**WHAT IS ASKED:** Skip the pictures. Transcribe the rest of the data below without changing a word.

**DATA BLOCK:**
* * *

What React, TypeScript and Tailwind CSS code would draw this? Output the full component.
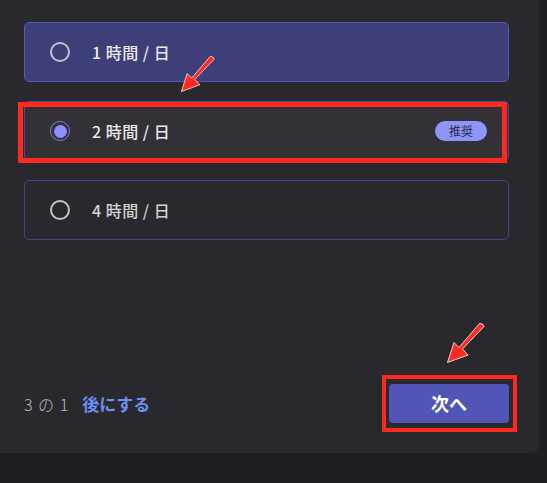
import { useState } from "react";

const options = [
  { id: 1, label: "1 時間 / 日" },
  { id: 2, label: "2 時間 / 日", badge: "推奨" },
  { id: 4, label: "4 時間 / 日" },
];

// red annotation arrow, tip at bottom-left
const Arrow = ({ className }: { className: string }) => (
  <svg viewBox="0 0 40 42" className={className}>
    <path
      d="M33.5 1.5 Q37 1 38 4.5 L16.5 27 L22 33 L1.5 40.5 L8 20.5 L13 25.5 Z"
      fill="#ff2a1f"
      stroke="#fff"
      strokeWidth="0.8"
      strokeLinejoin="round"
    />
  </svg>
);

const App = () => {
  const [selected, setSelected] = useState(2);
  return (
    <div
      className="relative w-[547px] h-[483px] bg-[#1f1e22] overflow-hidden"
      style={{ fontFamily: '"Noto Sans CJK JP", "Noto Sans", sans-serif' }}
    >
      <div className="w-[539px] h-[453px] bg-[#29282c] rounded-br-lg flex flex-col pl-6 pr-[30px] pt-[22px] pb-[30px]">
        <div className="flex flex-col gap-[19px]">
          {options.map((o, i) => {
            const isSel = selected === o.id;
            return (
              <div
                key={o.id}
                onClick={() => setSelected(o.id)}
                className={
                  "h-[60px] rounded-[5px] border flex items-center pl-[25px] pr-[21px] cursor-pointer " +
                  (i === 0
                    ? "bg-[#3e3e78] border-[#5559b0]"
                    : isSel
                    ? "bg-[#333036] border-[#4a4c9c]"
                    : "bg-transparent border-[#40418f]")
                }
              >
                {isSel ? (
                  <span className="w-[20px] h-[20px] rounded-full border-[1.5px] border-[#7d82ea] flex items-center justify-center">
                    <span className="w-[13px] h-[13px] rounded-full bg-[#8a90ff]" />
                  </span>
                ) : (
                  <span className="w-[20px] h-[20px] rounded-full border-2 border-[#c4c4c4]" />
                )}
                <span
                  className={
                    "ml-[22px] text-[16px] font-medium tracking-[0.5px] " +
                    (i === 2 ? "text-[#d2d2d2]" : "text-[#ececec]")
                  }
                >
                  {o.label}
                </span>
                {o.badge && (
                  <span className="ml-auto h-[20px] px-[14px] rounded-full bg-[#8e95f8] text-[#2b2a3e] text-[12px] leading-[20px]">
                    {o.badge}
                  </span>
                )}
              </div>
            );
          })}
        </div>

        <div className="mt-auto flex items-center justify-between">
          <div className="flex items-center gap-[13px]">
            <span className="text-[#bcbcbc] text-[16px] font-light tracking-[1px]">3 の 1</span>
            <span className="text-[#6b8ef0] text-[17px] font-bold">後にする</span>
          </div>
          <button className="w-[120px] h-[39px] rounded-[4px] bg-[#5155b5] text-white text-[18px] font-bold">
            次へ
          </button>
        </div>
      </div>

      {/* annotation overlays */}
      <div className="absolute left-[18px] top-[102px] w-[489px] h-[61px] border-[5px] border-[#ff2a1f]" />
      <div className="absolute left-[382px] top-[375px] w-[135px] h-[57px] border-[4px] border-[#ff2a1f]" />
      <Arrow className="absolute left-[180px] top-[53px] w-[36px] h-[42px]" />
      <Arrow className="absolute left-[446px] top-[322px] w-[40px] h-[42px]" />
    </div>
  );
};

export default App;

* * *

**TASK RESPONSE:**
What React, TypeScript and Tailwind CSS code would draw this? Output the full component.
import { useState } from "react";

const options = [
  { id: 1, label: "1 時間 / 日" },
  { id: 2, label: "2 時間 / 日", badge: "推奨" },
  { id: 4, label: "4 時間 / 日" },
];

// red annotation arrow, tip at bottom-left
const Arrow = ({ className }: { className: string }) => (
  <svg viewBox="0 0 40 42" className={className}>
    <path
      d="M33.5 1.5 Q37 1 38 4.5 L16.5 27 L22 33 L1.5 40.5 L8 20.5 L13 25.5 Z"
      fill="#ff2a1f"
      stroke="#fff"
      strokeWidth="0.8"
      strokeLinejoin="round"
    />
  </svg>
);

const App = () => {
  const [selected, setSelected] = useState(2);
  return (
    <div
      className="relative w-[547px] h-[483px] bg-[#1f1e22] overflow-hidden"
      style={{ fontFamily: '"Noto Sans CJK JP", "Noto Sans", sans-serif' }}
    >
      <div className="w-[539px] h-[453px] bg-[#29282c] rounded-br-lg flex flex-col pl-6 pr-[30px] pt-[22px] pb-[30px]">
        <div className="flex flex-col gap-[19px]">
          {options.map((o, i) => {
            const isSel = selected === o.id;
            return (
              <div
                key={o.id}
                onClick={() => setSelected(o.id)}
                className={
                  "h-[60px] rounded-[5px] border flex items-center pl-[25px] pr-[21px] cursor-pointer " +
                  (i === 0
                    ? "bg-[#3e3e78] border-[#5559b0]"
                    : isSel
                    ? "bg-[#333036] border-[#4a4c9c]"
                    : "bg-transparent border-[#40418f]")
                }
              >
                {isSel ? (
                  <span className="w-[20px] h-[20px] rounded-full border-[1.5px] border-[#7d82ea] flex items-center justify-center">
                    <span className="w-[13px] h-[13px] rounded-full bg-[#8a90ff]" />
                  </span>
                ) : (
                  <span className="w-[20px] h-[20px] rounded-full border-2 border-[#c4c4c4]" />
                )}
                <span
                  className={
                    "ml-[22px] text-[16px] font-medium tracking-[0.5px] " +
                    (i === 2 ? "text-[#d2d2d2]" : "text-[#ececec]")
                  }
                >
                  {o.label}
                </span>
                {o.badge && (
                  <span className="ml-auto h-[20px] px-[14px] rounded-full bg-[#8e95f8] text-[#2b2a3e] text-[12px] leading-[20px]">
                    {o.badge}
                  </span>
                )}
              </div>
            );
          })}
        </div>

        <div className="mt-auto flex items-center justify-between">
          <div className="flex items-center gap-[13px]">
            <span className="text-[#bcbcbc] text-[16px] font-light tracking-[1px]">3 の 1</span>
            <span className="text-[#6b8ef0] text-[17px] font-bold">後にする</span>
          </div>
          <button className="w-[120px] h-[39px] rounded-[4px] bg-[#5155b5] text-white text-[18px] font-bold">
            次へ
          </button>
        </div>
      </div>

      {/* annotation overlays */}
      <div className="absolute left-[18px] top-[102px] w-[489px] h-[61px] border-[5px] border-[#ff2a1f]" />
      <div className="absolute left-[382px] top-[375px] w-[135px] h-[57px] border-[4px] border-[#ff2a1f]" />
      <Arrow className="absolute left-[180px] top-[53px] w-[36px] h-[42px]" />
      <Arrow className="absolute left-[446px] top-[322px] w-[40px] h-[42px]" />
    </div>
  );
};

export default App;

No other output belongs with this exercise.